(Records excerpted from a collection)
==================================================

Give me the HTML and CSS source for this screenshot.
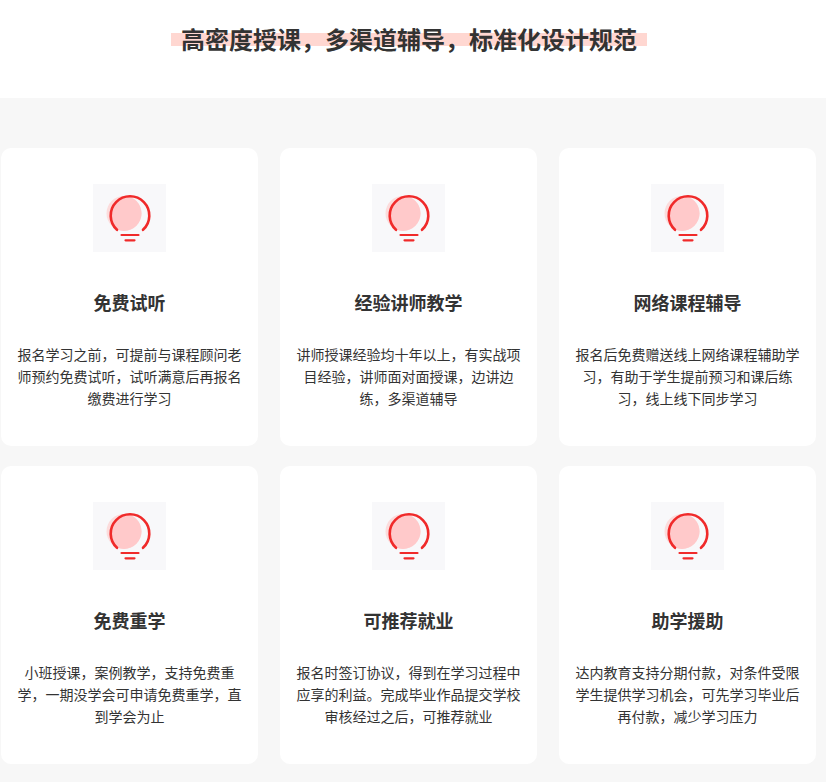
FILE: index.html
```html
<!DOCTYPE html>
<html lang="zh-CN">
<head>
<meta charset="utf-8">
<title>高密度授课</title>
<link rel="stylesheet" href="styles.css">
</head>
<body>
<header class="head">
  <h1 class="head-title"><span class="head-text">高密度授课，多渠道辅导，标准化设计规范</span></h1>
</header>
<main class="band">
  <section class="grid">
    <article class="card">
      <div class="icon"><svg viewBox="0 0 73 68" width="73" height="68"><use href="#bulb"/></svg></div>
      <h2 class="card-title">免费试听</h2>
      <p class="card-text">报名学习之前，可提前与课程顾问老师预约免费试听，试听满意后再报名缴费进行学习</p>
    </article>
    <article class="card">
      <div class="icon"><svg viewBox="0 0 73 68" width="73" height="68"><use href="#bulb"/></svg></div>
      <h2 class="card-title">经验讲师教学</h2>
      <p class="card-text">讲师授课经验均十年以上，有实战项目经验，讲师面对面授课，边讲边练，多渠道辅导</p>
    </article>
    <article class="card">
      <div class="icon"><svg viewBox="0 0 73 68" width="73" height="68"><use href="#bulb"/></svg></div>
      <h2 class="card-title">网络课程辅导</h2>
      <p class="card-text">报名后免费赠送线上网络课程辅助学习，有助于学生提前预习和课后练习，线上线下同步学习</p>
    </article>
    <article class="card">
      <div class="icon"><svg viewBox="0 0 73 68" width="73" height="68"><use href="#bulb"/></svg></div>
      <h2 class="card-title">免费重学</h2>
      <p class="card-text">小班授课，案例教学，支持免费重学，一期没学会可申请免费重学，直到学会为止</p>
    </article>
    <article class="card">
      <div class="icon"><svg viewBox="0 0 73 68" width="73" height="68"><use href="#bulb"/></svg></div>
      <h2 class="card-title">可推荐就业</h2>
      <p class="card-text">报名时签订协议，得到在学习过程中应享的利益。完成毕业作品提交学校审核经过之后，可推荐就业</p>
    </article>
    <article class="card">
      <div class="icon"><svg viewBox="0 0 73 68" width="73" height="68"><use href="#bulb"/></svg></div>
      <h2 class="card-title">助学援助</h2>
      <p class="card-text">达内教育支持分期付款，对条件受限学生提供学习机会，可先学习毕业后再付款，减少学习压力</p>
    </article>
  </section>
</main>
<svg class="defs" width="0" height="0" aria-hidden="true">
  <defs>
    <clipPath id="bulb-inner">
      <circle cx="37" cy="31" r="19.5"/>
    </clipPath>
    <g id="bulb">
      <rect width="73" height="68" fill="#f8f8fa"/>
      <circle cx="31" cy="29.4" r="17.5" fill="#fcdcdc"/>
      <circle cx="31" cy="29.4" r="17.5" fill="#ffc9ca" clip-path="url(#bulb-inner)"/>
      <path d="M24 45.8 A19.3 19.3 0 1 1 50 45.8" fill="none" stroke="#f02a2a" stroke-width="2.6" stroke-linecap="round"/>
      <path d="M28.5 51 H45.5" stroke="#f02a2a" stroke-width="2.2" stroke-linecap="round"/>
      <path d="M32.5 56.3 H41.5" stroke="#f02a2a" stroke-width="2.2" stroke-linecap="round"/>
    </g>
  </defs>
</svg>
</body>
</html>
```
FILE: styles.css
```css
* { box-sizing: border-box; }
html, body { margin: 0; padding: 0; }
body {
  background: #fff;
  color: #333;
  font-family: "Microsoft YaHei", "Noto Sans CJK SC", "Noto Sans", sans-serif;
}
.head {
  height: 98px;
  display: flex;
  justify-content: center;
  align-items: flex-start;
  padding: 23px 8px 0 0;
}
.head-title {
  margin: 0;
  font-size: 24px;
  line-height: 32px;
  font-weight: 700;
  color: #333;
}
.head-text {
  position: relative;
  display: inline-block;
  padding: 0 10px;
  z-index: 0;
}
.head-text::before {
  content: "";
  position: absolute;
  z-index: -1;
  left: 0;
  right: 0;
  top: 10px;
  height: 13px;
  background: #ffd7d1;
}
.band {
  background: #f7f7f7;
  height: 684px;
  padding: 50px 0 0 1px;
}
.grid {
  display: grid;
  grid-template-columns: repeat(3, 257px);
  column-gap: 22px;
  row-gap: 20px;
}
.card {
  height: 298px;
  background: #fff;
  border-radius: 10px;
  padding: 36px 16px 0;
  text-align: center;
}
.icon {
  width: 73px;
  height: 68px;
  margin: 0 auto;
}
.icon svg { display: block; }
.card-title {
  margin: 37px 0 0;
  font-size: 18px;
  line-height: 26px;
  font-weight: 700;
  color: #333;
}
.card-text {
  margin: 28px 0 0;
  font-size: 14px;
  line-height: 22px;
  color: #333;
}
.defs { position: absolute; }
```
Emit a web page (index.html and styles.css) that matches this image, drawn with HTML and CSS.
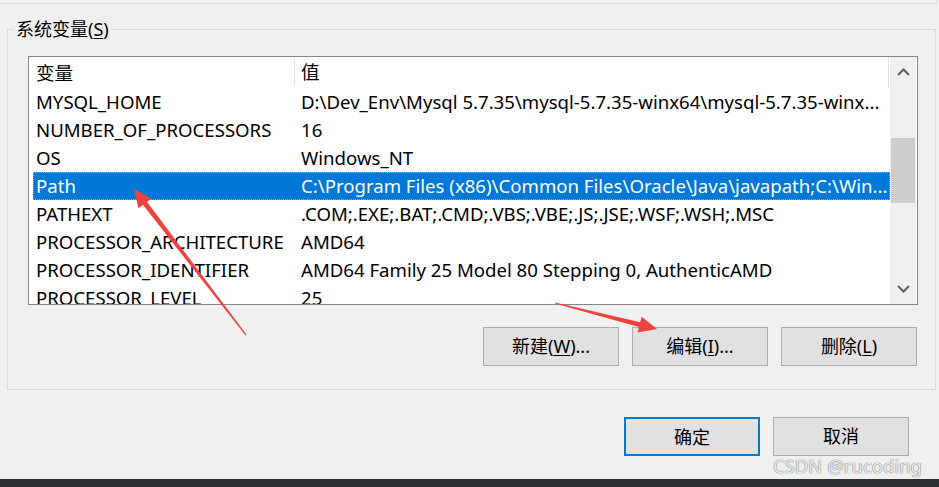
FILE: index.html
```html
<!DOCTYPE html>
<html lang="zh-CN">
<head>
<meta charset="utf-8">
<title>环境变量</title>
<link rel="stylesheet" href="styles.css">
</head>
<body>
<div class="page">
  <div class="prev-group"></div>
  <div class="group">
    <div class="group-title">系统变量(<u>S</u>)</div>
    <div class="listview">
      <div class="list-main">
        <div class="list-header">
          <div class="hcell">变量</div>
          <div class="hcell hcell-val">值</div>
        </div>
        <div class="row"><div class="c1">MYSQL_HOME</div><div class="c2">D:\Dev_Env\Mysql 5.7.35\mysql-5.7.35-winx64\mysql-5.7.35-winx...</div></div>
        <div class="row"><div class="c1">NUMBER_OF_PROCESSORS</div><div class="c2">16</div></div>
        <div class="row"><div class="c1">OS</div><div class="c2">Windows_NT</div></div>
        <div class="row selected"><div class="c1">Path</div><div class="c2">C:\Program Files (x86)\Common Files\Oracle\Java\javapath;C:\Win...</div></div>
        <div class="row"><div class="c1">PATHEXT</div><div class="c2">.COM;.EXE;.BAT;.CMD;.VBS;.VBE;.JS;.JSE;.WSF;.WSH;.MSC</div></div>
        <div class="row"><div class="c1">PROCESSOR_ARCHITECTURE</div><div class="c2">AMD64</div></div>
        <div class="row"><div class="c1">PROCESSOR_IDENTIFIER</div><div class="c2">AMD64 Family 25 Model 80 Stepping 0, AuthenticAMD</div></div>
        <div class="row"><div class="c1">PROCESSOR_LEVEL</div><div class="c2">25</div></div>
      </div>
      <div class="scrollbar">
        <div class="sb-btn">
          <svg width="26" height="30" viewBox="0 0 26 30"><polyline points="8,18 13.5,12.5 19,18" fill="none" stroke="#606060" stroke-width="2"/></svg>
        </div>
        <div class="sb-track"><div class="sb-thumb"></div></div>
        <div class="sb-btn">
          <svg width="26" height="30" viewBox="0 0 26 30"><polyline points="8,12 13.5,17.5 19,12" fill="none" stroke="#606060" stroke-width="2"/></svg>
        </div>
      </div>
    </div>
    <div class="btn-row">
      <button class="btn">新建(<u>W</u>)...</button>
      <button class="btn">编辑(<u>I</u>)...</button>
      <button class="btn">删除(<u>L</u>)</button>
    </div>
  </div>
  <div class="footer">
    <button class="btn btn-default">确定</button>
    <button class="btn">取消</button>
  </div>
  <div class="bottom-bar"></div>
  <div class="watermark">CSDN @rucoding</div>
  <svg class="arrows" width="939" height="487" viewBox="0 0 939 487">
    <polygon fill="#f2403c" points="134,189 151.3,198.4 146.9,201.8 246.6,334.7 245.6,335.5 142.9,204.8 138.5,208.2"/>
    <polygon fill="#f2403c" points="657,329 637.6,332.4 639,327 554.9,303.6 555.1,302.4 640.2,322.2 641.6,316.8"/>
  </svg>
</div>
</body>
</html>
```
FILE: styles.css
```css
* { box-sizing: border-box; }
html, body { margin: 0; padding: 0; }
body {
  background: #f0f0f0;
  font-family: "Noto Sans", "Noto Sans CJK SC", sans-serif;
  font-size: 18.6px;
  color: #000;
}
.page {
  position: relative;
  width: 939px;
  height: 487px;
  display: flex;
  flex-direction: column;
  overflow: hidden;
}
.prev-group {
  width: 937px;
  height: 4px;
  border-bottom: 1px solid #dcdcdc;
  border-right: 1px solid #dcdcdc;
}
.group {
  margin: 25px 0 0 7px;
  width: 929px;
  border: 1px solid #dcdcdc;
  padding: 0 17px 23px 20px;
}
.group-title {
  width: fit-content;
  margin: -13px 0 0 -14px;
  padding: 0 2px;
  line-height: 24px;
  font-size: 18px;
  background: #f0f0f0;
}
u { text-decoration-thickness: 1px; text-underline-offset: 2px; }
.listview {
  margin-top: 15px;
  height: 249px;
  border: 1px solid #828790;
  background: #fff;
  display: flex;
  overflow: hidden;
}
.list-main {
  flex: 1;
  min-width: 0;
  padding-left: 4px;
}
.list-header {
  display: grid;
  grid-template-columns: 261px 1fr;
  height: 31px;
  align-items: stretch;
  border-right: 1px solid #e5e5e5;
  margin-right: 1px;
}
.hcell {
  padding-left: 3px;
  line-height: 31px;
}
.hcell-val {
  padding-left: 6px;
  border-left: 1px solid #e5e5e5;
  margin: 1px 0 2px;
  line-height: 28px;
}
.row {
  display: grid;
  grid-template-columns: 268px 1fr;
  height: 28px;
  line-height: 28px;
  white-space: nowrap;
}
.row .c1 { padding-left: 3px; overflow: hidden; }
.row .c2 { overflow: hidden; }
.row.selected {
  background: #0078d7;
  color: #fff;
  outline: 1px dotted #e69a4c;
  outline-offset: -1px;
}
.scrollbar {
  width: 26px;
  margin-right: 1px;
  background: #f0f0f0;
  display: flex;
  flex-direction: column;
}
.sb-btn { height: 30px; display: flex; }
.sb-track { flex: 1; padding: 51px 1px 0 1px; }
.sb-thumb { height: 65px; background: #cdcdcd; }
.btn-row {
  margin-top: 22px;
  padding-right: 1px;
  display: flex;
  justify-content: flex-end;
  gap: 13px;
}
.btn {
  width: 136px;
  height: 39px;
  border: 1px solid #adadad;
  background: #e1e1e1;
  font-family: "Noto Sans", "Noto Sans CJK SC", sans-serif;
  font-size: 18px;
  color: #000;
  padding: 0;
  line-height: 37px;
}
.btn-default {
  border: 2px solid #0078d7;
}
.footer {
  margin-top: 27px;
  padding-right: 30px;
  display: flex;
  justify-content: flex-end;
  gap: 13px;
}
.bottom-bar {
  margin-top: auto;
  height: 8px;
  background: #2c2f33;
}
.watermark {
  position: absolute;
  left: 773px;
  top: 453px;
  font-size: 18.5px;
  color: rgba(248, 248, 248, 0.9);
  text-shadow: 0 0 1px #7a7a7a, 0 0 1px #7a7a7a;
}
.arrows {
  position: absolute;
  left: 0;
  top: 0;
  pointer-events: none;
}
```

==================================================

EXERCISE GOAL: State the number of lines in these entries that include the string "page". Provide nothing beyond that number.

EXPECTED ANSWER: 3